Entries with page source code:
****************

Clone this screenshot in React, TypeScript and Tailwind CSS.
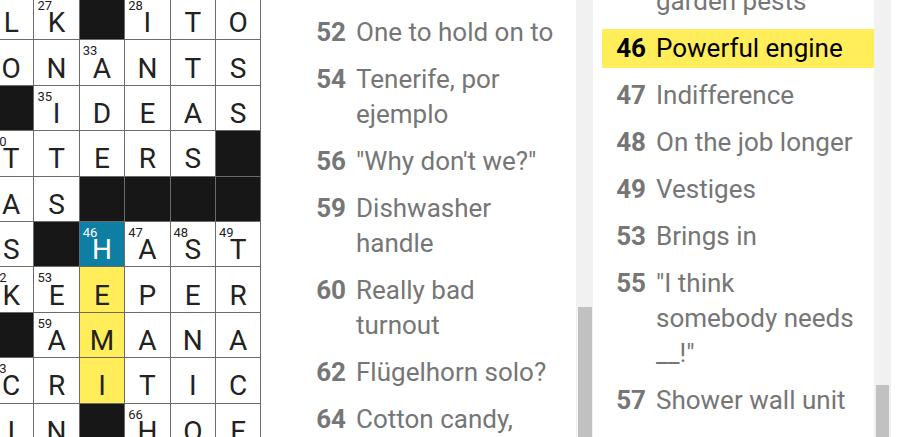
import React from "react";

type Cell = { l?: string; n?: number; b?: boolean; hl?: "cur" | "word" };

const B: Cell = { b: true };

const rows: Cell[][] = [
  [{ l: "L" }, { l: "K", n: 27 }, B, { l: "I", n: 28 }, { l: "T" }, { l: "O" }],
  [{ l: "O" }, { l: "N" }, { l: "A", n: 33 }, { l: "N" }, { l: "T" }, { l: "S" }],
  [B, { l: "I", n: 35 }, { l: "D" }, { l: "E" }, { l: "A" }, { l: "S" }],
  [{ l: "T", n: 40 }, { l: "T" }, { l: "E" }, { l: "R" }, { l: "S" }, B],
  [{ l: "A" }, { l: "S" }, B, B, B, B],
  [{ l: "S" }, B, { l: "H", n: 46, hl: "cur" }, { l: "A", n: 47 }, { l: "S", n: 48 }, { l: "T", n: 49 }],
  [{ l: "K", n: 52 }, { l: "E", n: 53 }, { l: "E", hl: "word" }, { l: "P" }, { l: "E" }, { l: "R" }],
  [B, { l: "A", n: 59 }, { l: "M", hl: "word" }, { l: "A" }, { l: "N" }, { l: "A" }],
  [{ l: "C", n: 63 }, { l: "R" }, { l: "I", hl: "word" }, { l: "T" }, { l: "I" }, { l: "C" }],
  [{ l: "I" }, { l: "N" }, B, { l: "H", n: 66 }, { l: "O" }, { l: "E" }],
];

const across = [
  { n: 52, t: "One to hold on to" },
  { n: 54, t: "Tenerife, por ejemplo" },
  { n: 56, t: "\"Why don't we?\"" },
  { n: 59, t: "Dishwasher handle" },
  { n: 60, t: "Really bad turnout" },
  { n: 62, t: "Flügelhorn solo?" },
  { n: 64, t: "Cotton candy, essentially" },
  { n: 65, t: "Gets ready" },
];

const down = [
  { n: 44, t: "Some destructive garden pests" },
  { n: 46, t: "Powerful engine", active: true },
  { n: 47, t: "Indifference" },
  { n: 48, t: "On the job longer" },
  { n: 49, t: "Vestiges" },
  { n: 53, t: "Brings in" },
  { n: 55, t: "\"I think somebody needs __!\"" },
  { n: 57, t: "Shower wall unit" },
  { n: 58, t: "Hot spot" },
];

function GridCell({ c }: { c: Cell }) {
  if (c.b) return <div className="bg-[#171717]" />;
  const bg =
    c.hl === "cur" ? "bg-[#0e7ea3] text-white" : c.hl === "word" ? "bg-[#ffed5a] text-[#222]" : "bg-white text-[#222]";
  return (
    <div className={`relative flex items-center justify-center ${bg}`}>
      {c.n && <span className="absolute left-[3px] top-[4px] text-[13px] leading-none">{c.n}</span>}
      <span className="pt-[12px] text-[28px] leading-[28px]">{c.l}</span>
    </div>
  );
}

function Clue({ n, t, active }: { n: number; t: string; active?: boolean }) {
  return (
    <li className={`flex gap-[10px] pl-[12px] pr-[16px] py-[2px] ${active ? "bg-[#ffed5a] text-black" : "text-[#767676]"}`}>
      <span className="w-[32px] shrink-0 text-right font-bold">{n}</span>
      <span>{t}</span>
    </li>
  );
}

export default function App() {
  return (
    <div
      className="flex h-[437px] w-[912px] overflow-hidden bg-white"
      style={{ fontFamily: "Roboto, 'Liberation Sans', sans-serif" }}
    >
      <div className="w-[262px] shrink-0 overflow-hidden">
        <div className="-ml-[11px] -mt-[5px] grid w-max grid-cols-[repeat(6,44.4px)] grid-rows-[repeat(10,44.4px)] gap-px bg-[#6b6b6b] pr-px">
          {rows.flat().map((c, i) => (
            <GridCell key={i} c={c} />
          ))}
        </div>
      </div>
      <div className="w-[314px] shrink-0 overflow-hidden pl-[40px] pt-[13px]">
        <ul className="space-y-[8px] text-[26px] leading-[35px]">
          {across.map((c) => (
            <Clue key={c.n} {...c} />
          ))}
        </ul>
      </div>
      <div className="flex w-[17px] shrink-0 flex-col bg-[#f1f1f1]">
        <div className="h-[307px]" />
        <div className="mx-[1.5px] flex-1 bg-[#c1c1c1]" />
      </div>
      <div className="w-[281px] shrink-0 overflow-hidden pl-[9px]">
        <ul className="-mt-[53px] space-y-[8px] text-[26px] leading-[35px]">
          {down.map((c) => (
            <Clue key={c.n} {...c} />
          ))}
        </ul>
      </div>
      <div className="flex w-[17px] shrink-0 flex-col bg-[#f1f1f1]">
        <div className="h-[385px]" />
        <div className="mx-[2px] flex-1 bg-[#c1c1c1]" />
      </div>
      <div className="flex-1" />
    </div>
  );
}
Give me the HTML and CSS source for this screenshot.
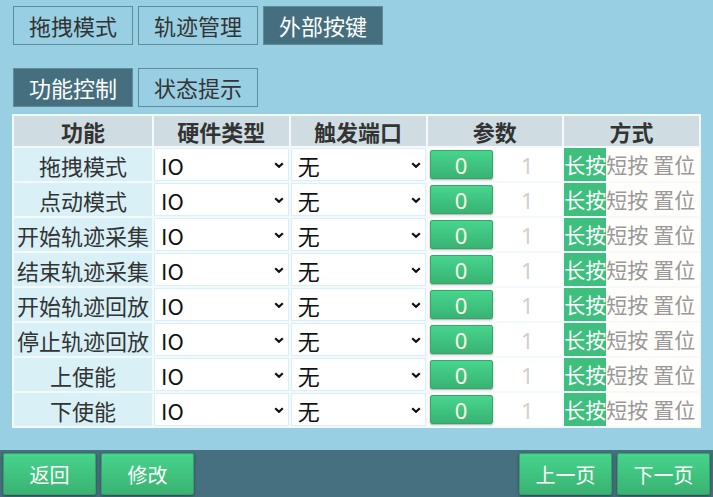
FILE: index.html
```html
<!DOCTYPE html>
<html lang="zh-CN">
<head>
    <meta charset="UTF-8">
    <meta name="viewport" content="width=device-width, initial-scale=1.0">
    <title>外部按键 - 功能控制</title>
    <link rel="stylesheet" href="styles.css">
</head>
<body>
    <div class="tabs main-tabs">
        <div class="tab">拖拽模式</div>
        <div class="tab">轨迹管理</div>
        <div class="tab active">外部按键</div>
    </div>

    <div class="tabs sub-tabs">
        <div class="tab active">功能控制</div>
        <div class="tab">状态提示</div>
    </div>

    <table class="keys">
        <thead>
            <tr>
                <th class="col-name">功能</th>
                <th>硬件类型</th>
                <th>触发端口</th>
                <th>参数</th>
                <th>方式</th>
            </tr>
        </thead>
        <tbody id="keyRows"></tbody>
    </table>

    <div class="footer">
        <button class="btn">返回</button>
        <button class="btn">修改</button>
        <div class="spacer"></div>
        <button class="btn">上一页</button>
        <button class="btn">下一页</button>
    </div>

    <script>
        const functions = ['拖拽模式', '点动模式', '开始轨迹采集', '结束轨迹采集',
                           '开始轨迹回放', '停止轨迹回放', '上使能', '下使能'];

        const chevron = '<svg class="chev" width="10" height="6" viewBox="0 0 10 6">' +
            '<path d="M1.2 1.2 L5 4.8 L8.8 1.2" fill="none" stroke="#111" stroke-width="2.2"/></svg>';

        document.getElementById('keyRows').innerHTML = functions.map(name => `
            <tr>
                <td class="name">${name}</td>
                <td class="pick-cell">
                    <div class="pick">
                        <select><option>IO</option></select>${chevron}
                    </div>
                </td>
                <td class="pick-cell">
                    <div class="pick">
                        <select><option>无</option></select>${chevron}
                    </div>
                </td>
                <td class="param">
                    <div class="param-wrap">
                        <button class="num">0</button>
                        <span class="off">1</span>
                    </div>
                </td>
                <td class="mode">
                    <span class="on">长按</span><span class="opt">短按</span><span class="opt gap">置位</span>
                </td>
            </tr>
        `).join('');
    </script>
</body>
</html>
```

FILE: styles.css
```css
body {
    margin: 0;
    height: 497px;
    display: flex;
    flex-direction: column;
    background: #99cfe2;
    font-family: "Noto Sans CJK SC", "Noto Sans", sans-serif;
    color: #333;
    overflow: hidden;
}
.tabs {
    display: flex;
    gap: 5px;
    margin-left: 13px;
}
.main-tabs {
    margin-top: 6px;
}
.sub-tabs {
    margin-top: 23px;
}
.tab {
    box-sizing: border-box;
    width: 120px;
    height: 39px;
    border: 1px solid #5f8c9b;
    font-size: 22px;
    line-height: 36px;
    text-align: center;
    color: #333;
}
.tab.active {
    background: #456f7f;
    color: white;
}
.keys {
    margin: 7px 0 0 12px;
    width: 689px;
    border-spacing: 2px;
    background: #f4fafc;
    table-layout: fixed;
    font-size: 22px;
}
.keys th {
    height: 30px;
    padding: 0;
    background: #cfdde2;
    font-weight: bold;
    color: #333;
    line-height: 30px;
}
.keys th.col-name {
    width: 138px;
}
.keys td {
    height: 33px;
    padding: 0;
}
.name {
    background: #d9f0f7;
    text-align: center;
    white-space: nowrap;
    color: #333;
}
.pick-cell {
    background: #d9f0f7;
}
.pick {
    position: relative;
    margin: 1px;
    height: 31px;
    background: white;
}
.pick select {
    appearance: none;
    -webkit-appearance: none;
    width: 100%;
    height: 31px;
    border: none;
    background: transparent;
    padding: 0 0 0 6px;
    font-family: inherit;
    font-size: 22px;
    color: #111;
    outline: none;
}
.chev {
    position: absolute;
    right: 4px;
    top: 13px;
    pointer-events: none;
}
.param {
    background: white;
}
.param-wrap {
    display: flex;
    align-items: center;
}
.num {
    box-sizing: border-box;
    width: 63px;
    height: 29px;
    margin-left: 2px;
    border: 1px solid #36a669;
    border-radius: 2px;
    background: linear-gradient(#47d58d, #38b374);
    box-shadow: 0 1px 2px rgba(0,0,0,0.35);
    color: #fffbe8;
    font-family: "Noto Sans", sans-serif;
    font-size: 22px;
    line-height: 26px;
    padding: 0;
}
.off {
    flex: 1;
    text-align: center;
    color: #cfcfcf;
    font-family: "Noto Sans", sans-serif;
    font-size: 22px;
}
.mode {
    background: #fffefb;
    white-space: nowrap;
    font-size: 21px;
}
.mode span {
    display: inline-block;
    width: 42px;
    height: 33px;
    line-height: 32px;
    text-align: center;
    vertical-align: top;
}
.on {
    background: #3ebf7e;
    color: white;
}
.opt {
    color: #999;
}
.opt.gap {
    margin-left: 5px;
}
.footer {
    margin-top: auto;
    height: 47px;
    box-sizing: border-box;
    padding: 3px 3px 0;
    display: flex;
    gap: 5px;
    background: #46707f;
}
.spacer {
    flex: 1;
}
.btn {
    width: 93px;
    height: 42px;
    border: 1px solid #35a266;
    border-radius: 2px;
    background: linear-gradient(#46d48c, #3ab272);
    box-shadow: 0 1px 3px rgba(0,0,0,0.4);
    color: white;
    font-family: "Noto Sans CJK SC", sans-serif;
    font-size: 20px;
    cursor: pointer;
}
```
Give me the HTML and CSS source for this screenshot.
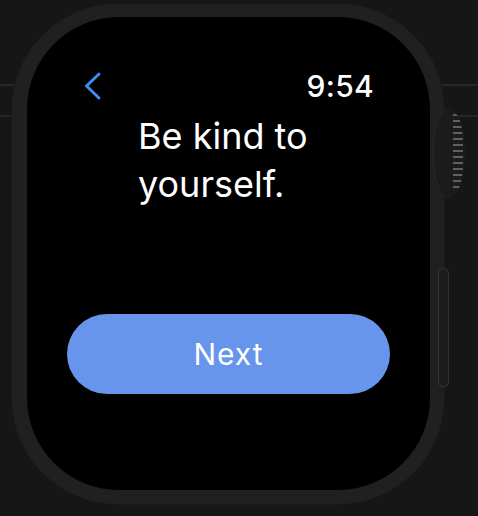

****************

> SET EXERCISE:
Leave out the pictures and repeat the lines from the start of the material through the line with "const B: Cell", inclusive.

> RESPONSE TO THIS EXERCISE:
Clone this screenshot in React, TypeScript and Tailwind CSS.
import React from "react";

type Cell = { l?: string; n?: number; b?: boolean; hl?: "cur" | "word" };

const B: Cell = { b: true };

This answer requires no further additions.